Mr. Stanton has snubbed the N. Y. Herald. He has sent the special representative of that sheet in Washington, to chew the cud of his bitter fancies at Fort M’Henry. The last act of this man Ives was to entertain at breakfast at Williard’s [sic], Gen. McClellan’s staff. So we learn from a special dispatch to the N. Y. Tribune.* This was the morning of the 9th. It was the 8th that Ives outraged official dignity and decency by intruding himself where he had no business, and where he was not wanted, and was ejected from the War Office. The next morning he feasts Gen. McClellan’s staff, whether for the purpose of fortifying himself in his quarrel with the Secretary, or for the purpose of worming out some news, does not appear. We had much rather have seen Gen. McClellan’s staff taking breakfast in better company.
There is more in this arrest than appears on the surface. It has been well known in certain circles that the representative of the Herald in Washington, during the last administration, had the entre of the White House and the Departments, when members of Congress and men high in position and official dignity were shut out. State secrets were first made know to this man Ives, or some other person holding the same position. Poor old Buchanan trembled before the frowns of the Herald, and submitted to be enslaved. The Departments were then in fellowship with the Herald, for that paper gave them a sympathizing support in all their unblushing rascalities and conspiracies for the overthrow of the Government.
When the new administration came into power, the Herald, true to its devilish instincts, commenced to flatter and threaten by turns. Its first effort was to persuade the President to follow in Buchanan’s footsteps, and to such extent did it go in support of secession that the enraged citizens of New York threatened to tear down the office. The Herald yielded to a power it could not resist, and has since exerted its influence to the same purpose, but in another form. It is in favor of any compromise, however disgraceful or humiliating to the people of the free States, that will bring back Mason and Toombs and Davis to the Senate, and preserve slavery from all harm. It now daily praises and flatters the President and Gen. McClellan, and assails with the grossest billingsgate every eminent Republican and opponent of slavery.

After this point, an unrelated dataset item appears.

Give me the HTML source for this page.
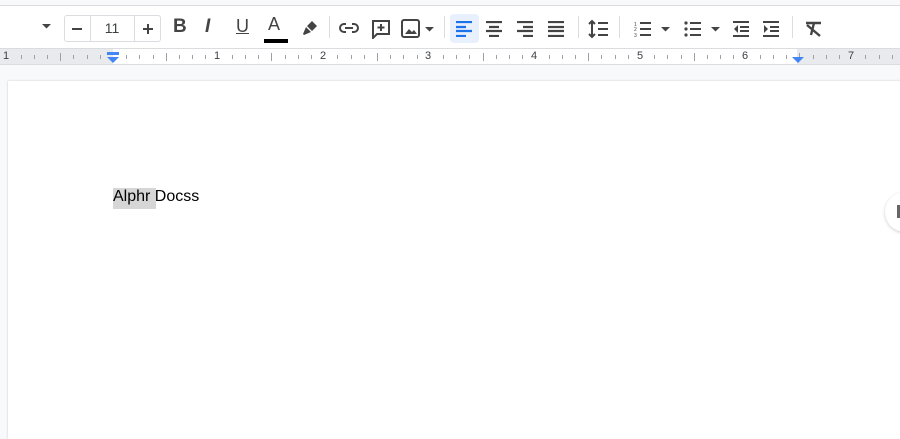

We presume this Dr. Ives has been endeavoring to establish the same relations with this administration that he had with the last. How far he has succeeded we do not know, but he found in Mr. Stanton a man whom no flattery could bribe, nor threats overawe, and with a will that hesitated at no responsibility where his judgment approved. We most sincerely rejoice at this decisive act of the Secretary. It gives hope to the future. Washington has been a sink of iniquity, disgraceful to the age and country, and we trust it will soon enjoy a purer atmosphere.
Will the Herald sustain its trusted reporter? We doubt it. We shall not be the least surprised if it gives him the cold shoulder, until it thinks it safe to wreak its vengeance on the prompt and courageous Secretary. – Pittsburgh Gazette.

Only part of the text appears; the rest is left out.